I liked this story well enough, despite complaining during a big chunk of it that it wasn't scary.
The fear caught up with me in the end, although I cannot for the life of me understand how the fire started. It couldn't have been the Evil. It would want to preserve the space it dwelled in. For future generations, as it has in the past.
When I read The Right Hand of Evil, it had been years since the last time I read a John Saul book. My first experience reading Saul was the serial thriller, "The Blackstone Chronicles". Saul can tell a good story and I continue to read his new books when they are published.
If you're a John Saul fan, come join us in The Manhattan Hunt Club: http://www.goodreads.com/group/show/3...
What a thrill ride! I really enjoyed that book. The action starts right off, and it doesn't really end. And a pretty good ending. I would read this again!

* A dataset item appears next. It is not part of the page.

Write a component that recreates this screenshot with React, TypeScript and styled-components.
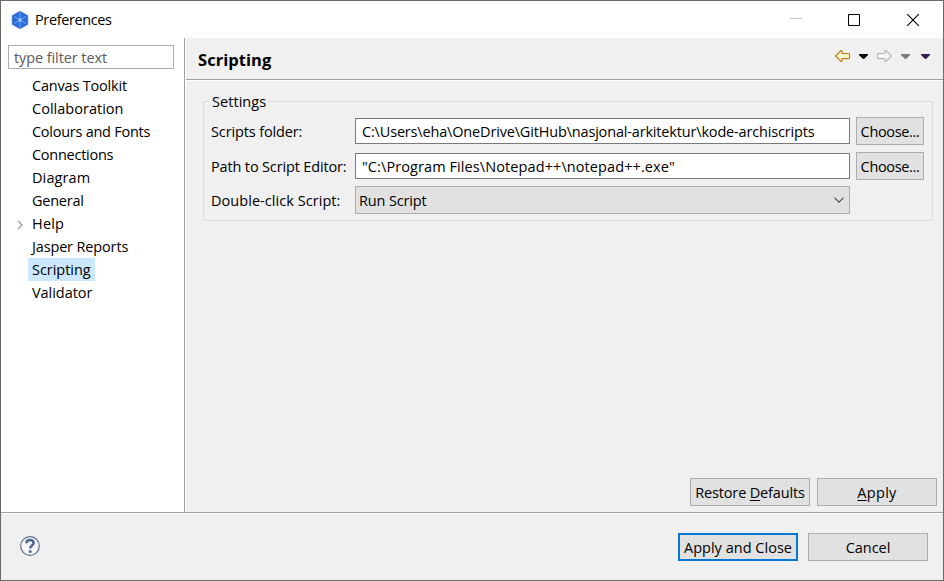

this is the third and last book of John Saul that ive read and will ever, this was so boring, and not only because of Saul's formula, the characters, the setting, not even the voodoo bits and flashbacks could save this one, just overall yikes
Family history, reputation, mystery.... and a family that has no clue and a lot to learn. Parts of this played out well... moving to a small town, a place where one or two people wield lots of influence and most of the talk worth anything is murmured to others and is virtually impossible to glean truth from fiction. Throw in an eccentric or two and you've got a typical small town. The rest of this was somewhat meaningless. The Bible writings only revealed themselves to someone who remained silent, so what they revealed really meant nothing to the players involved... they cold learn nothing and do nothing about them. The "dark" aspects were alright... a jacked up version of "good" v. a more realistic version of evil. Not nearly as mysterious or spooky as expected, but a decent read.